I participated in many hours of debates over the PAA last year, and every critic of the law agreed that the 6 month sunset was irrelevant: a later Congress would just rubber stamp it, making it effectively permanent, just like the Patriot Act. Now a year later, suddenly the sunset provision is now the most important part of the PAA.

Why the dramatic change o[f] position?"

Orin, did the critics of the PAA you mentioned oppose the law on some of the same grounds that they opposed FISA amendments 2008? Your commentary isn't particularly clear on this point, but if so couldn't their opposition to both statutes and their assumption that the sunset would be ignored be consistent?

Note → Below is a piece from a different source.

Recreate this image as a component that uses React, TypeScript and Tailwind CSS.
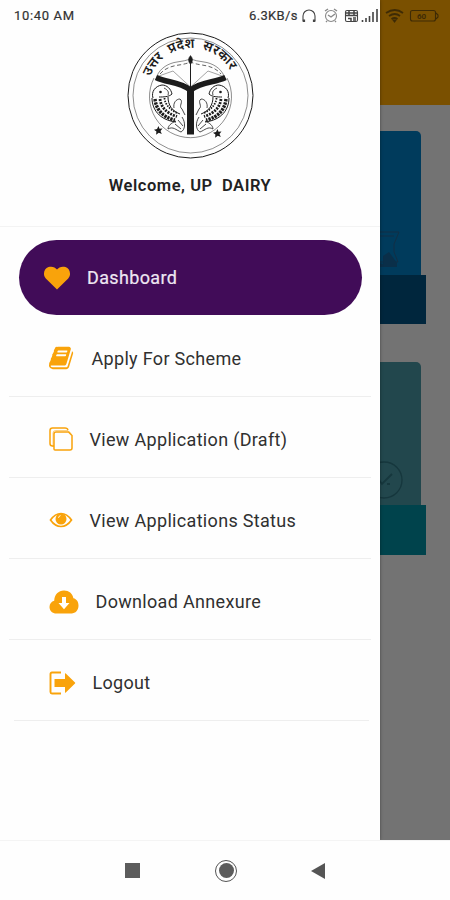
import type { ReactNode } from "react";

const ORANGE = "#f9a30b";

function Emblem() {
  return (
    <svg width="128" height="128" viewBox="0 0 128 128" className="text-[#1c1c1c]" fill="none" stroke="currentColor">
      <defs>
        <path id="motto" d="M24.500 44.500 A44 44 0 0 1 108 48" />
        <g id="fish">
          <path d="M27 66 C25 60 29 54 36 53 C41 53 45 57 46 62 C43 65 37 65 33 65" strokeWidth="1" />
          <circle cx="34.500" cy="60" r="1.300" fill="currentColor" stroke="none" />
          <path d="M38 56 C42 58 43 60 42 63" strokeWidth=".8" />
          <path d="M26 66 C26 77 33 88 50 90" strokeWidth="1" />
          <path d="M42 65 C42 73 46 79 54 82" strokeWidth="1" />
          <path d="M29 67 C30 77 36 85 49 88" strokeWidth="3.400" strokeDasharray="2.400 .9" />
          <path d="M34 67 C35 75 40 81 51 84.500" strokeWidth="2.800" strokeDasharray="2 1.100" />
          <path d="M38.500 66 C39 72 43 77 51 81" strokeWidth="1.800" strokeDasharray="1.500 1.200" />
          <path d="M48 76 C47 71 50 67 54 67 C58 70 52 74 56 77 L59 83" strokeWidth=".8" />
          <path d="M50 89 C45 91 42 94 42 97 C47 94 50 98 55 100 C59 98 60 91 56 85" strokeWidth=".8" />
          <path d="M49 92 L55 97 M52 88 L57 94" strokeWidth=".8" />
        </g>
      </defs>
      <circle cx="64.500" cy="63.500" r="62.500" strokeWidth="1" />
      <circle cx="64.500" cy="63.500" r="57.500" strokeWidth=".5" />
      <path d="M28 46 A41 41 0 1 0 101 46" strokeWidth=".5" />
      <text className="fill-[#1c1c1c] stroke-none text-[13.500px] font-semibold [font-family:'Noto_Sans_Devanagari','Noto_Sans',sans-serif] [word-spacing:4px]">
        <textPath href="#motto">उत्तर प्रदेश सरकार</textPath>
      </text>
      <path d="M31 44 C34 36 43 31 51 30 Q59 29 64.500 27 Q70 29 78 30 C86 31 95 36 98 44" strokeWidth=".5" />
      <path d="M34 42 C39 36 46 34 53 33 Q60 32 64.500 30 Q69 32 76 33 C83 34 90 36 95 42" strokeWidth=".7" strokeDasharray="4 2.500" />
      <path d="M30 45 L47 39 M99 45 L82 39 M47 39 L64.500 55 L82 39" strokeWidth=".4" />
      <path d="M64.500 30 V60" strokeWidth="1" />
      <path d="M64.500 23.500 Q68.500 28 64.500 32.500 Q60.500 28 64.500 23.500Z" fill="currentColor" strokeWidth=".5" />
      <path d="M30 45.500 C41 51 52 49 64.500 58 C77 49 88 51 99.500 45.500" strokeWidth="5.500" />
      <path d="M64.500 56 V102.500" strokeWidth="7" />
      <use href="#fish" />
      <use href="#fish" transform="matrix(-1 0 0 1 129 0)" />
      <g fill="currentColor" stroke="none">
        <path d="m32.500 94 1 2.700 3-.2-2 2.400 1.300 3-3-1.200-2.700 2 .3-3.300-2.400-1.700 3-.6zM91.500 97l1 2.700 3-.2-2 2.400 1.300 3-3-1.200-2.700 2 .3-3.300-2.400-1.700 3-.6z" />
      </g>
    </svg>
  );
}

function HeartIcon() {
  return (
    <svg width="28" height="26" viewBox="0 0 28 26" fill={ORANGE}>
      <path d="M14 24.500 L2.800 13.400 C-.6 9.800 1 3.600 5.500 2.100 C9 .9 12.200 2.300 14 4.500 C15.800 2.300 19 .9 22.500 2.100 C27 3.600 28.600 9.800 25.200 13.400Z" />
    </svg>
  );
}

function BookIcon() {
  return (
    <svg width="26" height="26" viewBox="0 0 1792 1792" fill={ORANGE}>
      <path d="M1639 478q40 57 18 129l-275 906q-19 64-76.500 107.500t-122.500 43.500h-923q-77 0-148.500-53.500t-99.500-131.500q-24-67-2-127 0-4 3-27t4-37q1-8-3-21.500t-3-19.500q2-11 8-21t16.500-23.500 16.500-23.500q23-38 45-91.500t30-91.500q3-10 .5-30t-.5-28q3-11 17-28t17-23q21-36 42-92t25-90q1-9-2.500-32t.5-28q4-13 22-30.500t22-22.500q19-26 42.500-84.500t27.500-96.500q1-8-3-25.500t-2-26.500q2-8 9-18t18-23 17-21q8-12 16.500-30.500t15-35 16-36 19.500-32 26.500-23.500 36-11.500 47.500 5.500l-1 3q38-9 51-9h761q74 0 114 56t18 130l-274 906q-36 119-71.500 153.500t-128.500 34.500h-869q-27 0-38 15-11 16-1 43 24 70 144 70h923q29 0 56-15.500t35-41.500l300-987q7-22 5-57 38 15 59 43zm-1064 2q-4 13 2 22.500t20 9.500h608q13 0 25.500-9.500t16.500-22.500l21-64q4-13-2-22.500t-20-9.500h-608q-13 0-25.500 9.500t-16.500 22.500zm-83 256q-4 13 2 22.500t20 9.500h608q13 0 25.500-9.500t16.500-22.500l21-64q4-13-2-22.500t-20-9.500h-608q-13 0-25.500 9.500t-16.500 22.500z" />
    </svg>
  );
}

function CopiesIcon() {
  return (
    <svg width="24" height="24" viewBox="0 0 24 24" fill="none" stroke={ORANGE} strokeWidth="1.500">
      <path d="M5 19H3.500Q1 19 1 16.500V3.500Q1 1 3.500 1H16q2.500 0 3 2" />
      <path d="M5 22V7Q5 5 7 5h12.500L23 8.500V21q0 2-2 2H6Q5 23 5 22Z" />
      <path d="M4 20V6Q4 3.500 6.500 3.500H19l3 3" strokeWidth=".5" />
    </svg>
  );
}

function EyeIcon() {
  return (
    <svg width="24" height="16" viewBox="0 0 24 16" fill="none" stroke={ORANGE} strokeWidth="1.700">
      <path d="M1.500 8Q6 1.500 12 1.500T22.500 8Q18 14.500 12 14.500T1.500 8Z" />
      <circle cx="12" cy="7" r="5.500" fill={ORANGE} stroke="none" />
      <path d="M9.500 5.800Q9.700 4 11.500 3.600" stroke="white" strokeWidth=".9" />
    </svg>
  );
}

function CloudIcon() {
  return (
    <svg width="30" height="24" viewBox="0 0 30 24" fill={ORANGE}>
      <path d="M7.500 23.500C3.400 23.500.5 20.500.5 16.900c0-3.200 2-5.400 4.700-6.200C5.500 4.700 9.300.5 15 .5c5 0 8.500 3 9.400 7.700 3.300.7 5.100 3.700 5.100 7.400 0 4.700-3 7.900-7 7.900Z" />
      <path d="M13 7h4v6h3.500L15 19.300 9.500 13H13Z" fill="white" />
    </svg>
  );
}

function LogoutIcon() {
  return (
    <svg width="27" height="24" viewBox="0 0 27 24" fill={ORANGE}>
      <path d="M12 1.500H3Q1.500 1.500 1.500 3v18q0 1.500 1.500 1.500h9" fill="none" stroke={ORANGE} strokeWidth="1.900" />
      <path d="M5.500 8H16V2.800q0-1 .8-.2l9.200 9q.5.500 0 1l-9.200 8.900q-.8.700-.8-.2V16H5.500Z" />
    </svg>
  );
}

function MenuRow({ icon, label, gap, line }: { icon: ReactNode; label: string; gap: string; line: string }) {
  return (
    <li className="flex h-[81.200px] flex-col">
      <div className={`flex flex-1 items-center pt-[5px] pl-[48.500px] text-[18px] text-[#303030] ${gap}`}>
        {icon}
        <span>{label}</span>
      </div>
      <div className={`h-px bg-[#eeeeee] ${line}`} />
    </li>
  );
}

function StatusBar() {
  return (
    <div className="absolute inset-x-0 top-0 flex h-8 items-center pl-[14px] text-[13px] text-[#333]">
      <span className="w-[235px] tracking-[0.650px] [-webkit-text-stroke:0.200px]">10:40 AM</span>
      <span className="w-[52px] tracking-[0.350px] [-webkit-text-stroke:0.200px]">6.3KB/s</span>
      <svg width="149" height="20" viewBox="301 6 149 20" fill="none" stroke="#444" strokeWidth="1.100">
        <path d="M304 21h-1v-5a6 6 0 0 1 12 0v5h-1" />
        <path d="M304 19.500v2.500M314 19.500v2.500" strokeWidth="2.200" />
        <g stroke="#888">
          <circle cx="331" cy="16" r="5.500" />
          <path d="M325 11l3-2M337 11l-3-2M328 15l3 2 4-3M327 21l-1 1M335 21l1 1" strokeWidth="1.400" />
        </g>
        <rect x="345.500" y="10.500" width="12" height="11" rx="1.500" />
        <path d="M346 13h11M346 15.500h11M349 11v4M354 11v4M348 18.500h3v3M353 18h3M353 20h3" strokeWidth="1.500" />
        <path d="M362.500 22v-2M366 22v-4M369.500 22v-6M373 22V12M377 22V9" strokeWidth="1.600" />
        <g stroke="#3e2b05">
          <path d="M386 13q9-6 17 0M389 16q6-4 11 0M391.500 19q3-2 6 0" strokeWidth="1.800" />
          <path d="m394.500 22-1.500-2h3Z" fill="#3e2b05" />
          <rect x="410.500" y="10.500" width="25" height="10.500" rx="2" />
          <path d="M436 13l2 2v2l-2 2" />
        </g>
        <text x="417" y="19" className="fill-[#3e2b05] stroke-none text-[8px] font-bold">60</text>
      </svg>
    </div>
  );
}

function Backdrop() {
  return (
    <div className="flex h-[840px] flex-col bg-[#737373]">
      <div className="h-[105px] bg-[#7a5000]" />
      <div className="mt-[26px] h-[193px] w-[426px]">
        <div className="mr-[5px] flex h-[144px] items-end justify-end rounded-tr-[5px] bg-[#003b5c] pr-[21px] pb-[7px]">
          <svg width="28" height="38" viewBox="0 0 28 38" fill="none" stroke="#122f45" strokeWidth="1">
            <path d="M2 2h25l-5 12v8l4 10H3M2 6h20" />
            <path d="M11 34v-8l6-4 8 11v4H3v-5Z" fill="#0a2f49" stroke="none" />
          </svg>
        </div>
        <div className="h-[49px] bg-[#00263d]" />
      </div>
      <div className="mt-[38px] h-[193px] w-[426px]">
        <div className="mr-[5px] flex h-[143px] items-end justify-end rounded-tr-[5px] bg-[#22474d] pr-[18px] pb-[6px]">
          <svg width="38" height="38" viewBox="0 0 38 38" fill="none" stroke="#16373d" strokeWidth="1.300">
            <circle cx="19" cy="19" r="18" />
            <path d="m14 19 3 4 10-10M22 23h3" strokeWidth="1.800" />
          </svg>
        </div>
        <div className="h-[50px] bg-[#00434c]" />
      </div>
    </div>
  );
}

export default function App() {
  return (
    <div className="relative h-[900px] w-[450px] overflow-hidden bg-white [font-family:Roboto,sans-serif]">
      <Backdrop />
      <aside className="absolute top-0 left-0 flex h-[840px] w-[380px] flex-col bg-[#fefefe] shadow-[0_0_3px_rgba(0,0,0,0.4)]">
        <header className="flex h-[227px] flex-col items-center border-b border-[#f3f3f3] pt-[32px]">
          <Emblem />
          <h1 className="mt-[13px] text-[16.500px] leading-[25px] font-semibold tracking-[0.550px] whitespace-pre text-[#222]">Welcome, UP  DAIRY</h1>
        </header>
        <nav>
          <a className="mt-[13px] ml-[19px] flex h-[75px] w-[343px] items-center gap-[16px] rounded-full bg-[#410c58] pl-[24px] text-[18px] tracking-[0.350px] text-[#eee6f2] [-webkit-text-stroke:0.200px]">
            <HeartIcon />
            <span>Dashboard</span>
          </a>
          <ul className="pt-[0.500px] tracking-[0.320px]">
            <MenuRow icon={<BookIcon />} label="Apply For Scheme" gap="gap-[17px]" line="mx-[9px]" />
            <MenuRow icon={<CopiesIcon />} label="View Application (Draft)" gap="gap-[17px]" line="mx-[9px]" />
            <MenuRow icon={<EyeIcon />} label="View Applications Status" gap="gap-[17px]" line="mx-[9px]" />
            <MenuRow icon={<CloudIcon />} label="Download Annexure" gap="gap-[17px]" line="mx-[9px]" />
            <MenuRow icon={<LogoutIcon />} label="Logout" gap="gap-[17px]" line="mr-[11px] ml-[14px]" />
          </ul>
        </nav>
      </aside>
      <StatusBar />
      <footer className="relative flex h-[60px] items-center border-t border-[#f4f4f4] bg-[#fefefe] pl-[125px]">
        <div className="mr-[75px] h-[15px] w-[15px] bg-[#5c5c5c]" />
        <div className="mr-[74px] flex h-[22px] w-[22px] items-center justify-center rounded-full border border-[#555]">
          <div className="h-[15px] w-[15px] rounded-full bg-[#5c5c5c]" />
        </div>
        <svg width="15" height="18" viewBox="0 0 15 18" fill="#555">
          <path d="M14 1v16L0 9Z" />
        </svg>
      </footer>
    </div>
  );
}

Also, as Marty Lederman pointed out in a somewhat different way, regardless of what policy makers and talking heads (e.g., you and Marty) may have said in a nuanced and informed debate of the subject, the current popular outcry against the FISA reform seems to be a) possibly unaware that some of the civil liberties the complainers value were already taken away by the PAA, and b) better informed outcry than that which preceded (or not) the PAA, which was to my mind less publicized (possibly because it was farther away from the presidential election and the end of the Bush presidency). It seems pretty clear to me that the general and perhaps even educated public's frame of reference for "existing law" is FISA 1978, even if that is not technically accurate. Also, I think many educated people (me included) would even have been comfortable with some of the substance of the additional law enforcement powers, but with stronger Congressional and judicial oversight.
7.14.2008 2:47pm
Wilson (mail):
Orin's stand here is just really strange. He knows that everyone, including Chris Herges and all the other multitudes who are crying out against FISA, are doing so on the premise of comparing it to the previous FISA act.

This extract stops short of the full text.